▸ WORK REQUIRED
Your task is to reproduce, verbatim and without pictures, the lines from the opening of the listing through the line containing "type Row = [number, string, number, number, number];".

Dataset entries
__________________________________________________
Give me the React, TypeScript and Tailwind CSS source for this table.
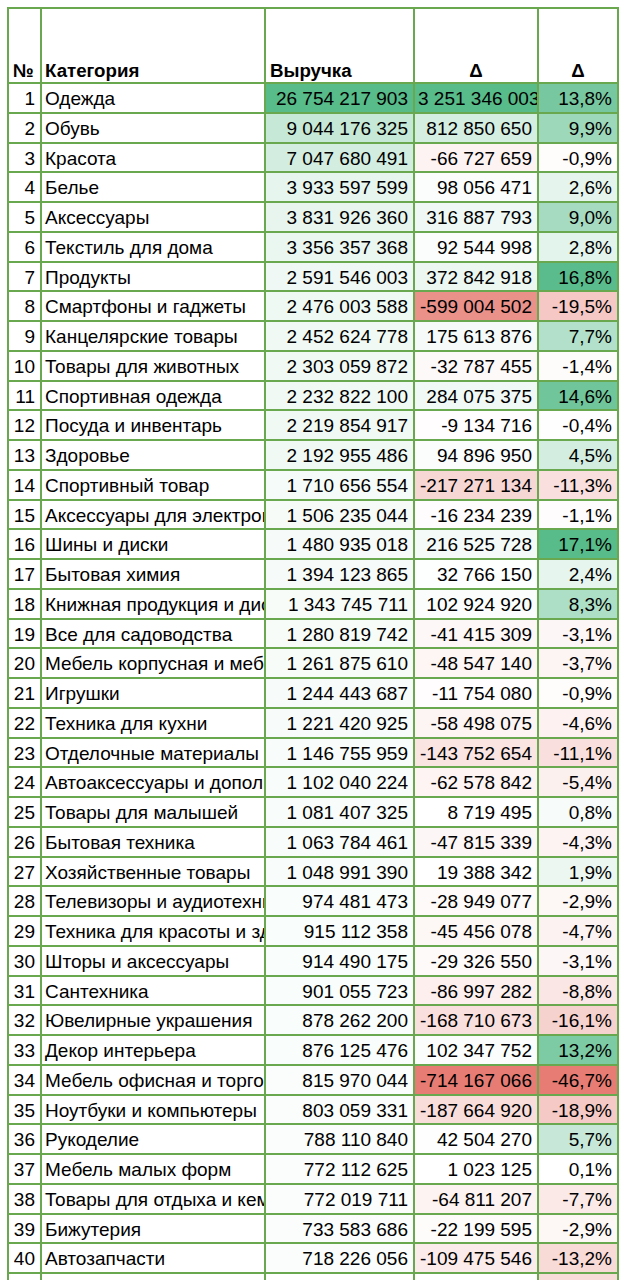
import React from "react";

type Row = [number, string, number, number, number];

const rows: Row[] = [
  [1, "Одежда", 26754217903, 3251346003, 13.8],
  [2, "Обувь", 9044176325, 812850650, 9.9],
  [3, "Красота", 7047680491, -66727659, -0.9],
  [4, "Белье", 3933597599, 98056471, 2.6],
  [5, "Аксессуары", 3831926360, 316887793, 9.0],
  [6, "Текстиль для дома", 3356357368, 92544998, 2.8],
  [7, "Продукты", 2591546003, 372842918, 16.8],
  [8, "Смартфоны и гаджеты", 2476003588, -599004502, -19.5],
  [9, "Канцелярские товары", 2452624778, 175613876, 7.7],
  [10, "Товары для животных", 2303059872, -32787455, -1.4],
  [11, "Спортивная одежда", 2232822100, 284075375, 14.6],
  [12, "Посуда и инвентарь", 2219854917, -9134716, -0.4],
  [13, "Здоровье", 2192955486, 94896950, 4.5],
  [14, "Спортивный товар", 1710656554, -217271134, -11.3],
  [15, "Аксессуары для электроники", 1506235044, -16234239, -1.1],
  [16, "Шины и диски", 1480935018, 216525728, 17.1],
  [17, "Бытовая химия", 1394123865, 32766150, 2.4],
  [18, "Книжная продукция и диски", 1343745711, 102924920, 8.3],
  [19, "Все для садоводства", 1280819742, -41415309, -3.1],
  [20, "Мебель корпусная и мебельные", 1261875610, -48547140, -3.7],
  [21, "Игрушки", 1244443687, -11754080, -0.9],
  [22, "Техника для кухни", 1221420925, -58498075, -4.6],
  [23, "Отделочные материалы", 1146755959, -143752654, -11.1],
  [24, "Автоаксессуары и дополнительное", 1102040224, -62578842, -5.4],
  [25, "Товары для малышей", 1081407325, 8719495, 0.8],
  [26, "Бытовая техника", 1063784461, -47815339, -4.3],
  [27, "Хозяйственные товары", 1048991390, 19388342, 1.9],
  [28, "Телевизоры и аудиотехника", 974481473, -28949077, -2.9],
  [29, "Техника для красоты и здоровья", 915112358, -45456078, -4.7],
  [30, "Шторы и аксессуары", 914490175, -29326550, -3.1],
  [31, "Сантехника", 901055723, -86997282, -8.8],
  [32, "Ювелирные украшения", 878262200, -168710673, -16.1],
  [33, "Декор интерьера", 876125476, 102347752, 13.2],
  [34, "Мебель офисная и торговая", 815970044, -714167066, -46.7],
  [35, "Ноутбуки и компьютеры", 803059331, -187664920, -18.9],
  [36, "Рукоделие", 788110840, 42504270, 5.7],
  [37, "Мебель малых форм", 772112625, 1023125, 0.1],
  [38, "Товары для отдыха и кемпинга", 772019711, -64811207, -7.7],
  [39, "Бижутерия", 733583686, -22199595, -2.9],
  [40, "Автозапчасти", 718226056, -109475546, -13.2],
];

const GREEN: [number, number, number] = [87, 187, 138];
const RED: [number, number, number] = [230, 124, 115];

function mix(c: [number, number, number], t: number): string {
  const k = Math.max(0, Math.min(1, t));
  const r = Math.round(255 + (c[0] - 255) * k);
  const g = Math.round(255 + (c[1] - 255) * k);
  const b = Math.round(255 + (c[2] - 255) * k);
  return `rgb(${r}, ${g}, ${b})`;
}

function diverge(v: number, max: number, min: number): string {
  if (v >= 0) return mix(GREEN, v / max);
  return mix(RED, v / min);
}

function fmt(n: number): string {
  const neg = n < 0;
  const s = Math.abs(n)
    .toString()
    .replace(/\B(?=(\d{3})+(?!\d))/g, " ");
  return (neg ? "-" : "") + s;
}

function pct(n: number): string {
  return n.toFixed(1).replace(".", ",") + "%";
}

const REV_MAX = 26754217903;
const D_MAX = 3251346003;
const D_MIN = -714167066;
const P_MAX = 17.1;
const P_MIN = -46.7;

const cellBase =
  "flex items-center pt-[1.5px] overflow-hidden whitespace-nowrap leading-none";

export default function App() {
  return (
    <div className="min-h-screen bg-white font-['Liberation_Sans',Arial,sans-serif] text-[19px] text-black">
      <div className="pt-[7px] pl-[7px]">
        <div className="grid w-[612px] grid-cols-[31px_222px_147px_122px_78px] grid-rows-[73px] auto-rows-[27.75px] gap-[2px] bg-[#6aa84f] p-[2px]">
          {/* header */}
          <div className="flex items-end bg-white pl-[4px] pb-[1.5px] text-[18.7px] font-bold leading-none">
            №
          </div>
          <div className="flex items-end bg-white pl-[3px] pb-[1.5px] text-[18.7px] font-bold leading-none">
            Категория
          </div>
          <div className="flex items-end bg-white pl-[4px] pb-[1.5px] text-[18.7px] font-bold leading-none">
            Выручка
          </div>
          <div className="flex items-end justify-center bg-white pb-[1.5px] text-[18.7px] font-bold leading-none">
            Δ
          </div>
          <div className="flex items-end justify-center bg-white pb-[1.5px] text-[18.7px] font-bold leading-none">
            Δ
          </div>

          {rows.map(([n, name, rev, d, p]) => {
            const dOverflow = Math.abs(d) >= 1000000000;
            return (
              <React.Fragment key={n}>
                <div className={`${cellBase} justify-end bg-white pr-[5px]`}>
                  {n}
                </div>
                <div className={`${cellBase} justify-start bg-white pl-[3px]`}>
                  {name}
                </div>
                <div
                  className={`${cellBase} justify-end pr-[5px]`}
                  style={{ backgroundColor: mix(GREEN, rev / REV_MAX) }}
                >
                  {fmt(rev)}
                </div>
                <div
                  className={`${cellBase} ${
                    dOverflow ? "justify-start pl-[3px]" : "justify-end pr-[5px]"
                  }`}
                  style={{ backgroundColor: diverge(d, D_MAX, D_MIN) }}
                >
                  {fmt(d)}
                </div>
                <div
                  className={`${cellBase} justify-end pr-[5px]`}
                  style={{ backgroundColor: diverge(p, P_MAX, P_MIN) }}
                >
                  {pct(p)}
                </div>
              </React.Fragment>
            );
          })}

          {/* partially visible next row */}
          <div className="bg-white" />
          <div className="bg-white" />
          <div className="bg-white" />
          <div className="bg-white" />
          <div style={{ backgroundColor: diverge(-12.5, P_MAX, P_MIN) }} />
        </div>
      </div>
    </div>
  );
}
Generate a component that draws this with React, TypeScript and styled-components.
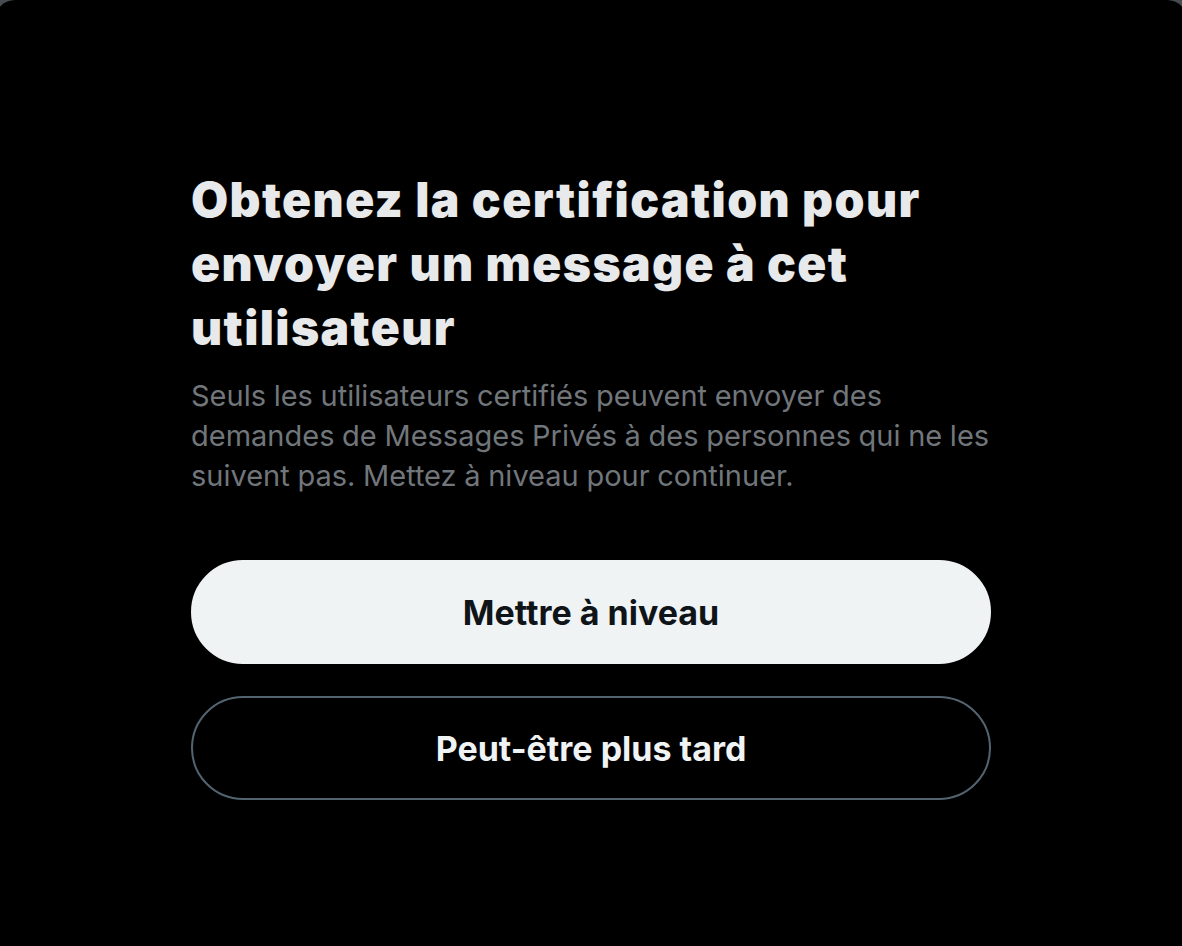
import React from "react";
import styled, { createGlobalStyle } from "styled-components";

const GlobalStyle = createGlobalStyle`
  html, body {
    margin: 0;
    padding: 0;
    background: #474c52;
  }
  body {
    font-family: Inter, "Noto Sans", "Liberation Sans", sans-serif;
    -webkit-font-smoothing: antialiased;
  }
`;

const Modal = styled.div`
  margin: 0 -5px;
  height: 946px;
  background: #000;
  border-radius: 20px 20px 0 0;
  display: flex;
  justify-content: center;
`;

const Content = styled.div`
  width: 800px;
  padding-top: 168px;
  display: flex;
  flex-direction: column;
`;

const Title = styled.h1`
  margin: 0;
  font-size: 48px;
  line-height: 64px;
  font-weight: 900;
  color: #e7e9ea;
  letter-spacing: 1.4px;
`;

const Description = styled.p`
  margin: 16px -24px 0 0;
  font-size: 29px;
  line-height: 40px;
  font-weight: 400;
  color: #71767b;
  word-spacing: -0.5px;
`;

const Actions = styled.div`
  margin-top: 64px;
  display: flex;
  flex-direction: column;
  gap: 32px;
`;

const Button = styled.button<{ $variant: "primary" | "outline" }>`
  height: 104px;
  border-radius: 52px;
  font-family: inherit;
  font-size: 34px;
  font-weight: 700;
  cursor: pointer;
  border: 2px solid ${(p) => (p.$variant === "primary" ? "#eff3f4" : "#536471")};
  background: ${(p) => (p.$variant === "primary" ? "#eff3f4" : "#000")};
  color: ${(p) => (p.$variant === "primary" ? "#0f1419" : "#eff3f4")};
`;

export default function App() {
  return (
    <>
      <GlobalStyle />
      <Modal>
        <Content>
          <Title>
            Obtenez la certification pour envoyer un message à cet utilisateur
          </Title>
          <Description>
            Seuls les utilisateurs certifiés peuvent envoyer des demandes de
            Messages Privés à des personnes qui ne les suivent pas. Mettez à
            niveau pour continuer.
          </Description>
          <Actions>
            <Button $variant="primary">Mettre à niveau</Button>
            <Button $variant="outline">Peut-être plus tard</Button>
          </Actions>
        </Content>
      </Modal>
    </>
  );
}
__________________________________________________
▸ OUTPUT
Give me the React, TypeScript and Tailwind CSS source for this table.
import React from "react";

type Row = [number, string, number, number, number];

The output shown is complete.